The Philippines, according to the study, will increasingly see more rains "for most of this century." The western part of Southeast Asia is predicted to become hotter. Decline in rice production will start in 2020, it said.

"Global warming is an environmental threat unlike any other the world has faced," Christopher Flavin wrote in his book, Slowing Global Warming: A Worldwide Strategy. "While human activities during the past century have damaged a long list of nature systems, most of these problems are local or regional in scope and can be revered in years to decades if sufficient effort is exerted."

"The global warming is very simple," said Dr. Robert Watson, chair of the Nobel-winning United Nations Intergovernmental Panel on Climate Change (IPCC). "We are increasing emissions of greenhouse gases and thus their concentrations in the atmosphere are going up."

Greenhouse gases produce the greenhouse effect, which traps heat near the earth's surface, maintaining a relative constant temperature. However, many human activities increase the amount of greenhouse gases in the atmosphere. As concentrations increase, the temperature of the earth also rises.

Carbon dioxide is the primary greenhouse gas. Since the beginning of the Industrial Revolution an estimated 350 billion tons of carbon dioxide have been released through the burning of fossil fuels. Other greenhouse gases are chlorofluorocarbons, methane, nitrogen compounds, and ozone.

Fresh data has shown that greenhouse gas emissions have grown by an average of 3.5 percent a year from 2000 to 2007. That's "far more rapid than we expected" and more than three times the 0.9 growth rate in the 1990's, according to Chris Field, coordinating lead author of the IPCC report.
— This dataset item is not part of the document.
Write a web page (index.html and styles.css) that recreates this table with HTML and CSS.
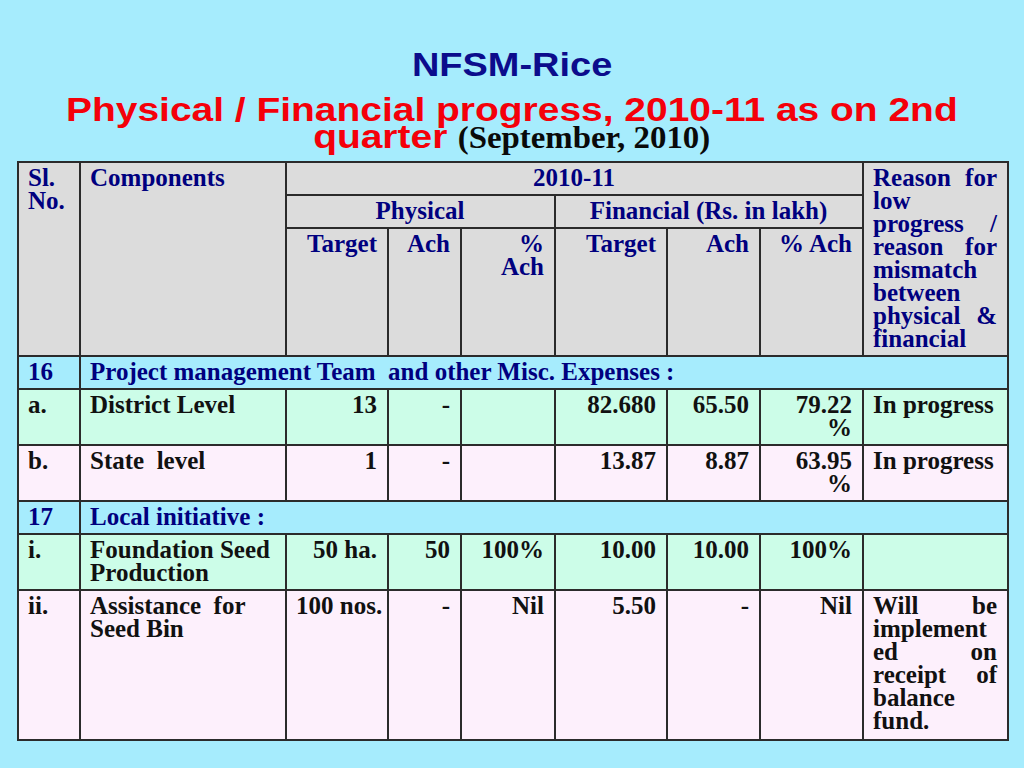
FILE: index.html
```html
<!DOCTYPE html>
<html lang="en">
<head>
<meta charset="utf-8">
<title>NFSM-Rice</title>
<link rel="stylesheet" href="styles.css">
</head>
<body>
<div class="slide">
  <header class="titles">
    <h1 class="main-title">NFSM-Rice</h1>
    <h2 class="sub-title">Physical / Financial progress, 2010-11 as on 2nd<br>quarter <span class="date">(September, 2010)</span></h2>
  </header>
  <table class="progress">
    <colgroup>
      <col class="c-sl"><col class="c-comp"><col class="c-pt"><col class="c-pa"><col class="c-pp">
      <col class="c-ft"><col class="c-fa"><col class="c-fp"><col class="c-reason">
    </colgroup>
    <thead>
      <tr class="head1">
        <th rowspan="3" class="left">Sl.<br>No.</th>
        <th rowspan="3" class="left">Components</th>
        <th colspan="6" class="center">2010-11</th>
        <th rowspan="3" class="justify">Reason for low progress / reason for mismatch between physical &amp; financial</th>
      </tr>
      <tr class="head2">
        <th colspan="3" class="center">Physical</th>
        <th colspan="3" class="center">Financial (Rs. in lakh)</th>
      </tr>
      <tr class="subhead">
        <th>Target</th>
        <th>Ach</th>
        <th>%<br>Ach</th>
        <th>Target</th>
        <th>Ach</th>
        <th>% Ach</th>
      </tr>
    </thead>
    <tbody>
      <tr class="section">
        <td>16</td>
        <td colspan="8">Project management Team&nbsp; and other Misc. Expenses :</td>
      </tr>
      <tr class="mint">
        <td>a.</td>
        <td>District Level</td>
        <td class="num">13</td>
        <td class="num">-</td>
        <td class="num"></td>
        <td class="num">82.680</td>
        <td class="num">65.50</td>
        <td class="num">79.22<br>%</td>
        <td>In progress</td>
      </tr>
      <tr class="pink">
        <td>b.</td>
        <td>State&nbsp; level</td>
        <td class="num">1</td>
        <td class="num">-</td>
        <td class="num"></td>
        <td class="num">13.87</td>
        <td class="num">8.87</td>
        <td class="num">63.95<br>%</td>
        <td>In progress</td>
      </tr>
      <tr class="section">
        <td>17</td>
        <td colspan="8">Local initiative :</td>
      </tr>
      <tr class="mint">
        <td>i.</td>
        <td>Foundation Seed Production</td>
        <td class="num">50 ha.</td>
        <td class="num">50</td>
        <td class="num">100%</td>
        <td class="num">10.00</td>
        <td class="num">10.00</td>
        <td class="num">100%</td>
        <td></td>
      </tr>
      <tr class="pink last">
        <td>ii.</td>
        <td>Assistance&nbsp; for Seed Bin</td>
        <td class="num">100 nos.</td>
        <td class="num">-</td>
        <td class="num">Nil</td>
        <td class="num">5.50</td>
        <td class="num">-</td>
        <td class="num">Nil</td>
        <td class="justify">Will be implement<wbr>ed on receipt of balance fund.</td>
      </tr>
    </tbody>
  </table>
</div>
</body>
</html>
```
FILE: styles.css
```css
html, body {
  margin: 0;
  padding: 0;
}
body {
  background: #a6ecfd;
  width: 1024px;
  height: 768px;
  overflow: hidden;
}
.slide {
  padding-top: 42px;
}
.titles {
  text-align: center;
  font-family: "Liberation Sans", Arial, sans-serif;
  font-weight: bold;
}
.main-title {
  width: max-content;
  margin: 0 auto;
  font-size: 33px;
  line-height: 45px;
  color: #0c0c8c;
  font-weight: bold;
  transform: scaleX(1.15);
}
.sub-title {
  width: max-content;
  margin: 9px auto 0;
  font-size: 33px;
  line-height: 27px;
  color: #f4000a;
  font-weight: bold;
  white-space: nowrap;
  transform: scaleX(1.18);
}
.date {
  display: inline-block;
  font-family: "Liberation Serif", "Times New Roman", serif;
  font-size: 32px;
  line-height: 27px;
  color: #0a0a0a;
  transform: scaleX(0.87);
  transform-origin: left center;
  margin-right: -32px;
}
.progress {
  margin: 10px 0 0 17px;
  width: 990px;
  table-layout: fixed;
  border-collapse: collapse;
  font-family: "Liberation Serif", "Times New Roman", serif;
  font-size: 25px;
  font-weight: bold;
  line-height: 23px;
  color: #111;
}
.c-sl { width: 62px; }
.c-comp { width: 206px; }
.c-pt { width: 102px; }
.c-pa { width: 73px; }
.c-pp { width: 94px; }
.c-ft { width: 112px; }
.c-fa { width: 93px; }
.c-fp { width: 103px; }
.c-reason { width: 145px; }

.progress th,
.progress td {
  border: 2px solid #2b2b2b;
  padding: 3px 10px 5px 9px;
  vertical-align: top;
  text-align: left;
  font-weight: bold;
}
.head1, .head2 { height: 33px; }
.subhead { height: 128px; }
.last { height: 150px; }
.progress thead th {
  background: #dcdcdc;
  color: #00007f;
}
.progress th.center { text-align: center; }
.progress th.left { text-align: left; }
.progress .justify { text-align: justify; }
.progress .subhead th { text-align: right; }
.progress td.num {
  text-align: right;
  white-space: nowrap;
}
.section td {
  background: #a6ecfd;
  color: #00007f;
}
.mint td { background: #ccfde8; }
.pink td { background: #fdf0fc; }
```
Unknowingly, rice production is also a contributor to the global warming problem. Methane emissions from flooded rice paddies contribute to global warming just as coal-fired power plants, automobile exhausts and other sources do with the carbon dioxide they spew into the atmosphere.

"An estimated 19 percent of the world's methane production comes from rice paddies," said Dr. Alan Teramura, botany professor at the University of Maryland in the United States. "As population increase in rice-growing areas, more rice, and more methane, is produced."

"Methane emissions are unique to rice," said Reiner Wassmann, a climate change specialist at IRRI. "If Asian countries are exploring possibilities to reduce greenhouse gas, they have to look at rice production. I'm not saying it's the biggest source, but in Asia it's a source that cannot be neglected."